Begin Supplied material

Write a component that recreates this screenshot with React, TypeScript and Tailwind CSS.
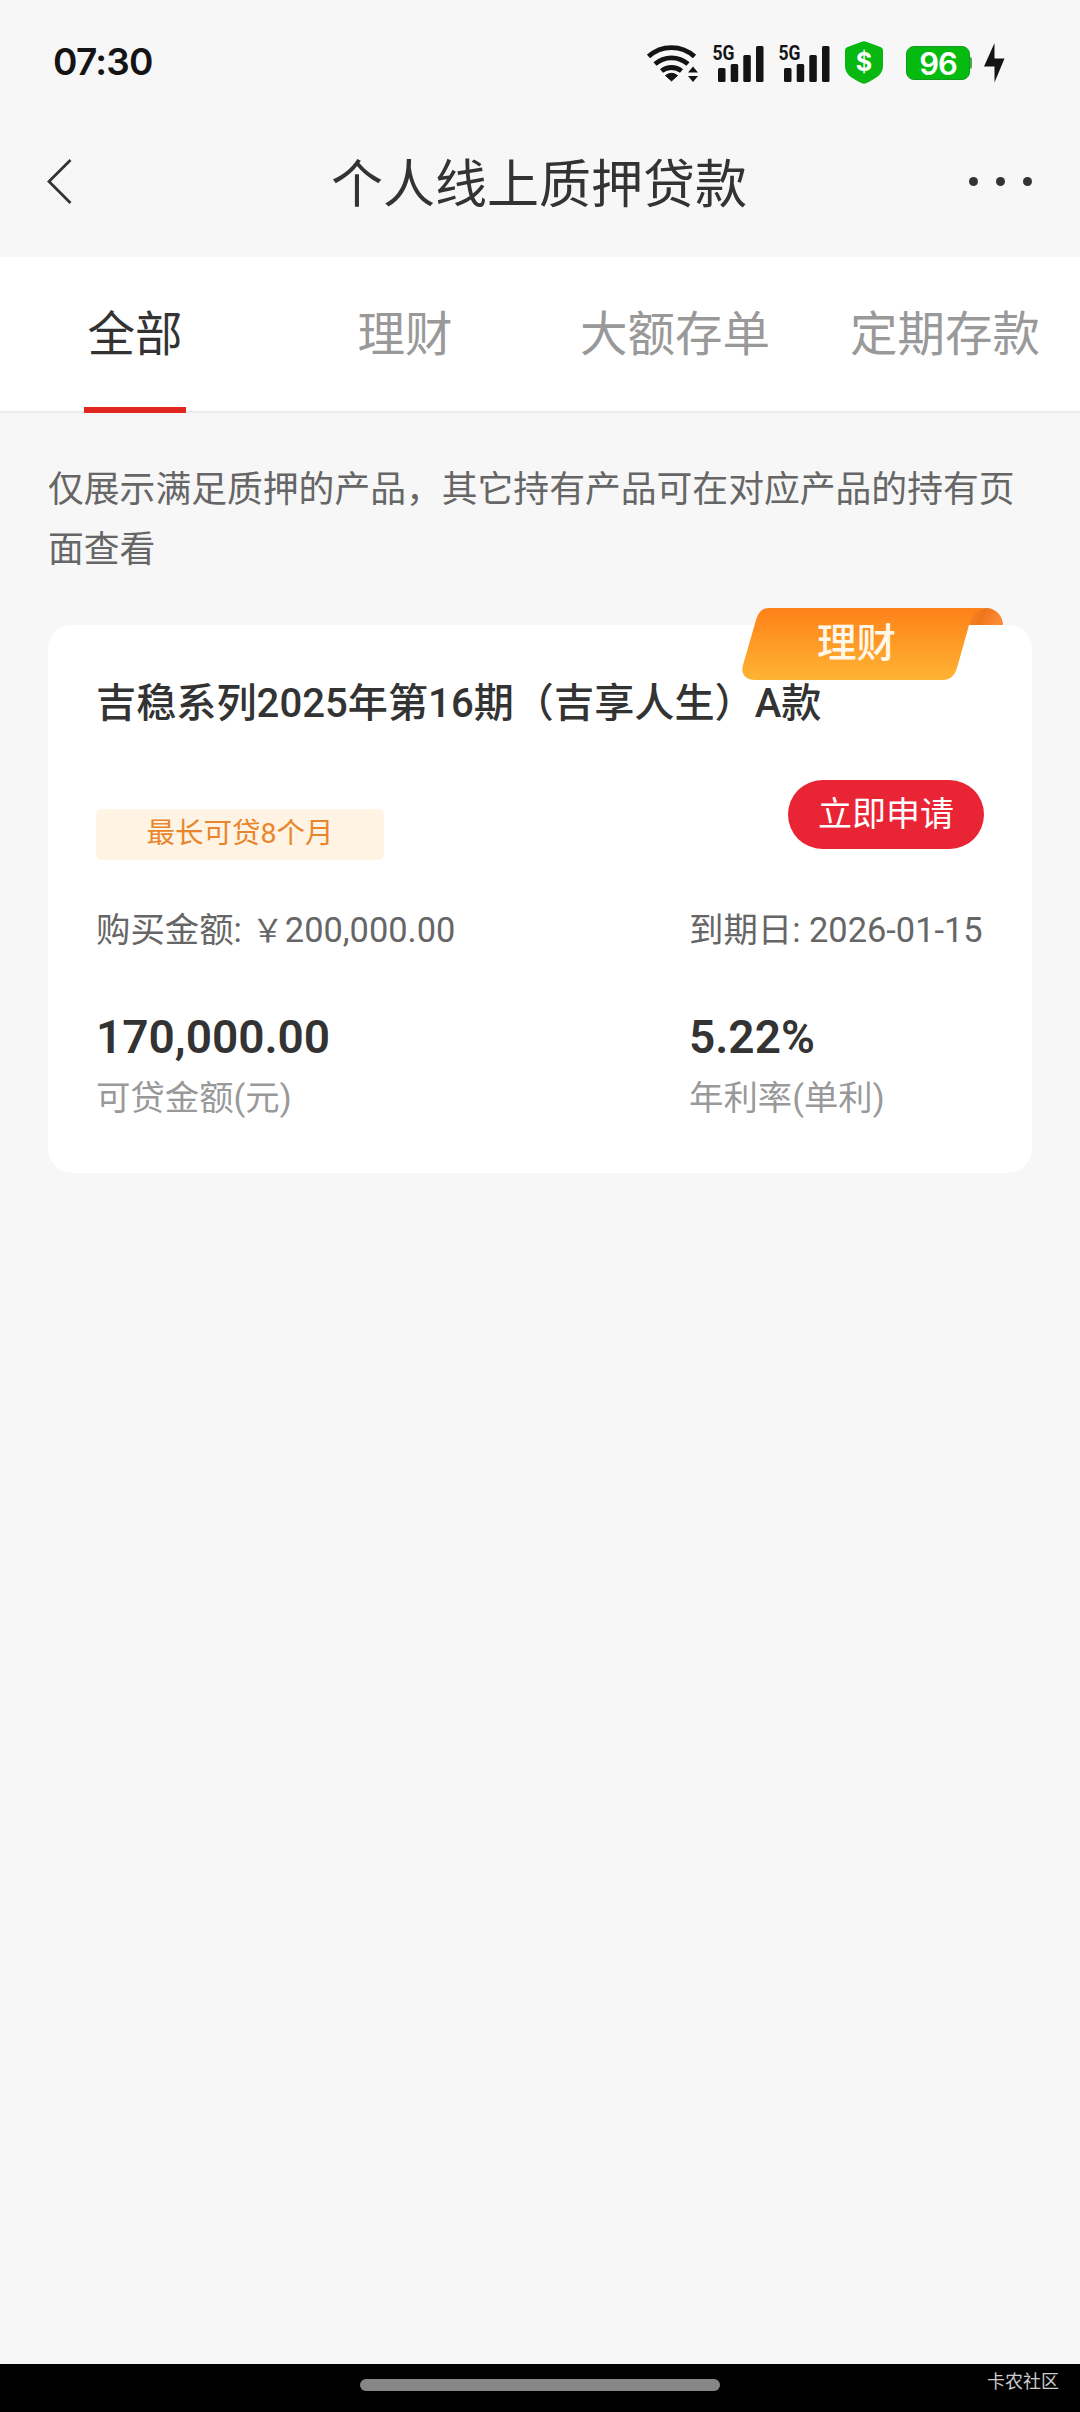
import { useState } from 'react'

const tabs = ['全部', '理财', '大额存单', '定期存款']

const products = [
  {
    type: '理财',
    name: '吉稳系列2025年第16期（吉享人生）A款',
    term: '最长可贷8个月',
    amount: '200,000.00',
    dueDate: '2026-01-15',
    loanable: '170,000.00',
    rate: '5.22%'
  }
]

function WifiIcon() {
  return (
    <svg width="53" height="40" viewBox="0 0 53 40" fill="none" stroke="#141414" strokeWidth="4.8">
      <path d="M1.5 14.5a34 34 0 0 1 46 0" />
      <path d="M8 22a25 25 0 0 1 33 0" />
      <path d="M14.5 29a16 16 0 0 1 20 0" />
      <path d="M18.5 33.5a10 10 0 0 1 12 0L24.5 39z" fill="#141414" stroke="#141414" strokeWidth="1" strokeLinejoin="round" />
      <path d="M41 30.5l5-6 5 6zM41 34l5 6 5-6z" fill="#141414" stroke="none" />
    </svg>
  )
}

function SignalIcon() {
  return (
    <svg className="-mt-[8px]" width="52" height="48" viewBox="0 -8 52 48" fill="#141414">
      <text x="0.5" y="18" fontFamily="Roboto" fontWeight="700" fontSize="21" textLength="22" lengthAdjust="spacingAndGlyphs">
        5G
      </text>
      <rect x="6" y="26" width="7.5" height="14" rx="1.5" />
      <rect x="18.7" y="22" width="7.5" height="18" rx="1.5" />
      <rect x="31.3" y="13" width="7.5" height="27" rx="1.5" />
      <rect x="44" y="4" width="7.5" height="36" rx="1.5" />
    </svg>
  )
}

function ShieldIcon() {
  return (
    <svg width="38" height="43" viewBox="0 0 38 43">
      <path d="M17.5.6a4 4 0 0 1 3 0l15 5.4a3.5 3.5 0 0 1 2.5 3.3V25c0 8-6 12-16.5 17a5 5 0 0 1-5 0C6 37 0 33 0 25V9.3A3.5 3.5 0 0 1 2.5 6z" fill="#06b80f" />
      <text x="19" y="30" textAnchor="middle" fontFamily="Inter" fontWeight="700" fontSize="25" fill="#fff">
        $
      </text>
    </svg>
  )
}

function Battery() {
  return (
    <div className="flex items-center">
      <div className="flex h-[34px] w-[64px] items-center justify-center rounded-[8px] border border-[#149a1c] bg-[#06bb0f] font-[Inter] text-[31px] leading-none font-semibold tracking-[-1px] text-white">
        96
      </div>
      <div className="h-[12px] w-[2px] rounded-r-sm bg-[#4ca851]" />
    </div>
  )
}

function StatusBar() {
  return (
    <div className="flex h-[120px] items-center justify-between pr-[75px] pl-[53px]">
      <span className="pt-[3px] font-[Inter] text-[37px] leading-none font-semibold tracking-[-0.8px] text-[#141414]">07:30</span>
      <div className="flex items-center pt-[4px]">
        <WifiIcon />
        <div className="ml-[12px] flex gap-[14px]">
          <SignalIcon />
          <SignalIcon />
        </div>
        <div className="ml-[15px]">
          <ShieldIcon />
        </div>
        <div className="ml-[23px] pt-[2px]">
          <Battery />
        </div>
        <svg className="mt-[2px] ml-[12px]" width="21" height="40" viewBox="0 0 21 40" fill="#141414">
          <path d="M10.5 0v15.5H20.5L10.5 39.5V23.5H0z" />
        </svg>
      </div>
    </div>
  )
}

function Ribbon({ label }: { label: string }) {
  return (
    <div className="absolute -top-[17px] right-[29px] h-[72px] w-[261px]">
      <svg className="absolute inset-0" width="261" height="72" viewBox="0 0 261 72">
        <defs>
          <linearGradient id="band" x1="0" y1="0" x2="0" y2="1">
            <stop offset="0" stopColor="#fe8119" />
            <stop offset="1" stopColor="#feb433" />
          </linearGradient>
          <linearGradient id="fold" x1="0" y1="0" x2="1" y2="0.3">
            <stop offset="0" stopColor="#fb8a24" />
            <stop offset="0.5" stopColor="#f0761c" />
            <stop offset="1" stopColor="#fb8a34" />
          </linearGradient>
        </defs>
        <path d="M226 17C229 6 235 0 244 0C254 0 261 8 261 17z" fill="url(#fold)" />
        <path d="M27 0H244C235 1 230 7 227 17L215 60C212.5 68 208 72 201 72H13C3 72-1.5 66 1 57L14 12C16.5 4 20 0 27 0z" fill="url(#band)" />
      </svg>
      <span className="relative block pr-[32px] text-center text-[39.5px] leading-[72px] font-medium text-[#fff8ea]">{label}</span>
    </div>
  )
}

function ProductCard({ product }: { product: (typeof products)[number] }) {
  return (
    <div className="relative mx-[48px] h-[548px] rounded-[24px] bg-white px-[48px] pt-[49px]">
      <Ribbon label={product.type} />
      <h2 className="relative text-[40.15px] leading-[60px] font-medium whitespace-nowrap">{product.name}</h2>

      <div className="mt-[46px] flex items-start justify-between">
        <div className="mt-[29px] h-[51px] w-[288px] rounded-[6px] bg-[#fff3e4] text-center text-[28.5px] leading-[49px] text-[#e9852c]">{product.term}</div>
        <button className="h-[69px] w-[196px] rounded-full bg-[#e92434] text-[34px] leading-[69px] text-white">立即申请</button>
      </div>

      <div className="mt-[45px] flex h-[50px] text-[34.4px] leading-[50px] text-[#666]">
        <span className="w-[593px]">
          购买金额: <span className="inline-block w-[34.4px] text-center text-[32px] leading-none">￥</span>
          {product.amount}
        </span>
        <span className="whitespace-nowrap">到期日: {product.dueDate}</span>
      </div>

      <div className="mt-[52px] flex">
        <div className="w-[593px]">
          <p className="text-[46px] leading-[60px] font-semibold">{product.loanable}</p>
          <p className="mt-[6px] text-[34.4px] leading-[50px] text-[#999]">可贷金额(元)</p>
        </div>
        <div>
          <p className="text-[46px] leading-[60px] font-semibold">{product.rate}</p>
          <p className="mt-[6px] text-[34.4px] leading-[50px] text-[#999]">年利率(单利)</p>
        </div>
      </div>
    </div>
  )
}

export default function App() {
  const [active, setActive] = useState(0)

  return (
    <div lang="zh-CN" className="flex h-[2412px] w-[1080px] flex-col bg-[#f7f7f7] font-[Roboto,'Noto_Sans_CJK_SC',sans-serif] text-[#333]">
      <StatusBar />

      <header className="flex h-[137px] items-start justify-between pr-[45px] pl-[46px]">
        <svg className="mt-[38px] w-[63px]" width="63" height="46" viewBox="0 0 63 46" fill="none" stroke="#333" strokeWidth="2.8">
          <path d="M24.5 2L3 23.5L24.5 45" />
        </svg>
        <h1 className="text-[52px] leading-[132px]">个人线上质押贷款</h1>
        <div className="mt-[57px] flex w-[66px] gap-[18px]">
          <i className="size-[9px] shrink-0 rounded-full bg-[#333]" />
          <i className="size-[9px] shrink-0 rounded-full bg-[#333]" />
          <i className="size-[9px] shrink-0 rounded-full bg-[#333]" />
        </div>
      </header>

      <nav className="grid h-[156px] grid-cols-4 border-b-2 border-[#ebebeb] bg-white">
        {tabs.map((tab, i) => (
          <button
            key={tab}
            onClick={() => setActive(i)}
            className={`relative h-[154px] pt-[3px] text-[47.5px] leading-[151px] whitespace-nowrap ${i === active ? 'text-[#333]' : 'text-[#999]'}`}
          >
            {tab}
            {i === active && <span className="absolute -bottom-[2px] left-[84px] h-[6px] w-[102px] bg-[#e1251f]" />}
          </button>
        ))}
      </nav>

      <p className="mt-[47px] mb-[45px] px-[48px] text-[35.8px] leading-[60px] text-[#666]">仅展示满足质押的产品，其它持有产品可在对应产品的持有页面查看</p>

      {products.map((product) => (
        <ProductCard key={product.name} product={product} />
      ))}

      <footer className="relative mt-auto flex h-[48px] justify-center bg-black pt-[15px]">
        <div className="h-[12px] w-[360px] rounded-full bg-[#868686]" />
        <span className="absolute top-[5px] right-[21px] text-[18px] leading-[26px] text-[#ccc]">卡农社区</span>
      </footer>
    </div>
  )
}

End Supplied material

Problem description
The lines from the top of the data above through the one holding "const tabs = ['全部', '理财', '大额存单', '定期存款']" are to be repeated exactly, and only those, with no pictures.

Solved problem
Write a component that recreates this screenshot with React, TypeScript and Tailwind CSS.
import { useState } from 'react'

const tabs = ['全部', '理财', '大额存单', '定期存款']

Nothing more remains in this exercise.